In Toms River, Christie Places Sandy Blame on Feds

By David Cruz

It was a throwaway line that drew the loudest applause of an otherwise uneventful town hall meeting. The topic — Obamacare. When a resident asked what could be done about the Affordable Care Act (none too popular down here), the governor’s response:

“Elect a new president,” Chris Christie said. “That’s what you do.”

It was the kind of line tailor-made for a friendly crowd that still believes that their guy could, and probably should be, president. Down here, Sandy — and not the bridge scandal — is still what residents are talking, and asking, about.

“The bridge is 90 miles away up north for one thing,” said Jim Keeney, of Ortley Beach. “Sandy is more important to the people down here. The bridge thing is still being unraveled. Hopefully, the governor will have no culpability in it.”

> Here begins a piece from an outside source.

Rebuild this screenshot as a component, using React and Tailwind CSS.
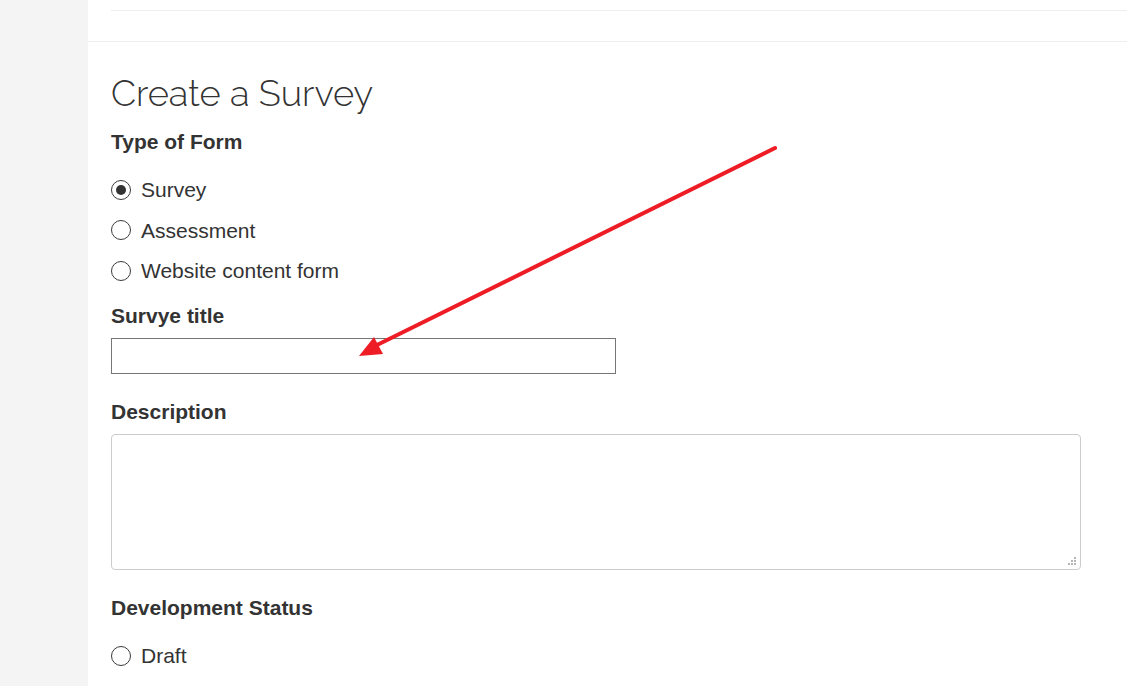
import React from 'react';

const Radio = ({ label, checked }) => (
  <label className="flex items-center h-[20px] gap-[10px]">
    <span className="w-[20px] h-[20px] rounded-full border-[1.5px] border-[#3b3b3b] flex items-center justify-center bg-white">
      {checked && <span className="w-[10px] h-[10px] rounded-full bg-[#333]" />}
    </span>
    <span className="text-[21px] text-[#333] leading-none">{label}</span>
  </label>
);

const Label = ({ children, className = '' }) => (
  <div className={`text-[21px] font-bold text-[#333] leading-none ${className}`}>{children}</div>
);

export default function App() {
  return (
    <div className="flex min-h-[686px] bg-white overflow-hidden" style={{ fontFamily: '"Liberation Sans", Arial, sans-serif' }}>
      <div className="w-[88px] shrink-0 bg-[#f4f4f4]" />
      <div className="flex-1 relative">
        <div className="h-[42px] border-b border-[#eeeeee]">
          <div className="ml-[23px] h-[11px] border-b border-[#eeeeee]" />
        </div>
        <div className="pl-[23px]">
          <h1 className="mt-[32.5px] h-[37px] text-[36.3px] font-light text-[#333] leading-[37px]" style={{ fontFamily: 'Raleway, Lato, sans-serif' }}>
            Create a Survey
          </h1>
          <Label className="mt-[19.5px]">Type of Form</Label>
          <div className="mt-[27.5px] flex flex-col gap-[20.5px]">
            <Radio label="Survey" checked />
            <Radio label="Assessment" />
            <Radio label="Website content form" />
          </div>
          <Label className="mt-[24px]">Survye title</Label>
          <div className="mt-[12.5px] w-[505px] h-[36px] border border-[#767676] bg-white" />
          <Label className="mt-[27px]">Description</Label>
          <div className="mt-[11.5px] w-[970px] h-[136px] border border-[#cccccc] rounded-[4px] relative bg-white">
            <svg className="absolute right-[3px] bottom-[3px]" width="10" height="10" viewBox="0 0 10 10">
              <rect x="7" y="1" width="2" height="2" fill="#b5b5b5" />
              <rect x="4" y="4" width="2" height="2" fill="#b5b5b5" />
              <rect x="7" y="4" width="2" height="2" fill="#b5b5b5" />
              <rect x="1" y="7" width="2" height="2" fill="#b5b5b5" />
              <rect x="4" y="7" width="2" height="2" fill="#b5b5b5" />
              <rect x="7" y="7" width="2" height="2" fill="#b5b5b5" />
            </svg>
          </div>
          <Label className="mt-[27.5px]">Development Status</Label>
          <div className="mt-[27.5px] flex flex-col gap-[20.5px]">
            <Radio label="Draft" />
          </div>
        </div>
        <svg className="absolute left-0 top-0 pointer-events-none" width="1039" height="686" viewBox="0 0 1039 686">
          <line x1="687" y1="148" x2="289" y2="345" stroke="#ee1c25" strokeWidth="4" strokeLinecap="round" />
          <polygon points="271,356 286,337 295,354" fill="#ee1c25" />
        </svg>
      </div>
    </div>
  );
}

Taking place in Toms River, the governor’s 112th town hall was another Sandy-heavy affair with Christie again placing the blame for the slow pace of the recovery on the federal government.

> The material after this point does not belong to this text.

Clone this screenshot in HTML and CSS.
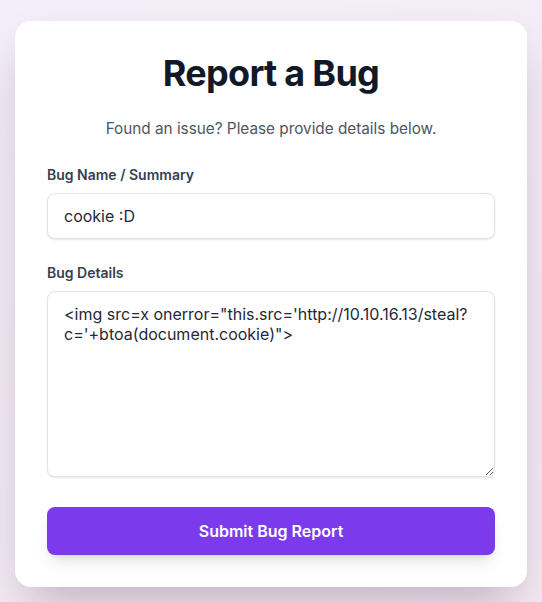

“We’ve got to get the federal government to change its way, and this is why you all should be scared of government getting bigger and bigger,” warned the governor. “The bigger government gets and the more it takes over, and when it takes it over by itself, we got no place to go.”

Many residents we talked to are dissatisfied with the job their government has done. The governor knows that there’s discontent here, and his re-direct on the blame is resonating. But in the days leading up to the election in November, the governor was celebrating the Jersey Shore recovery. Joan Wujcik, of Toms River, said the governor’s summer TV ad blitz still doesn’t sit well with her.

“It’s untrue,” she said of the claims in the ad. “On my block alone there are eight families who are still not back in their houses. There are boards on the window and it looks like downtown Camden.”

Meanwhile, outside, after the meeting, the governor avoided the press, again.

It can be easy to answer questions from a crowd when almost everyone is on your side. The governor says he’s held town halls all across the state, but, especially of late, he’s concentrated on friendly environments like Monmouth and Ocean counties, which may make for a smooth town hall but leaves a lot of questions about this governor and this administration unanswered.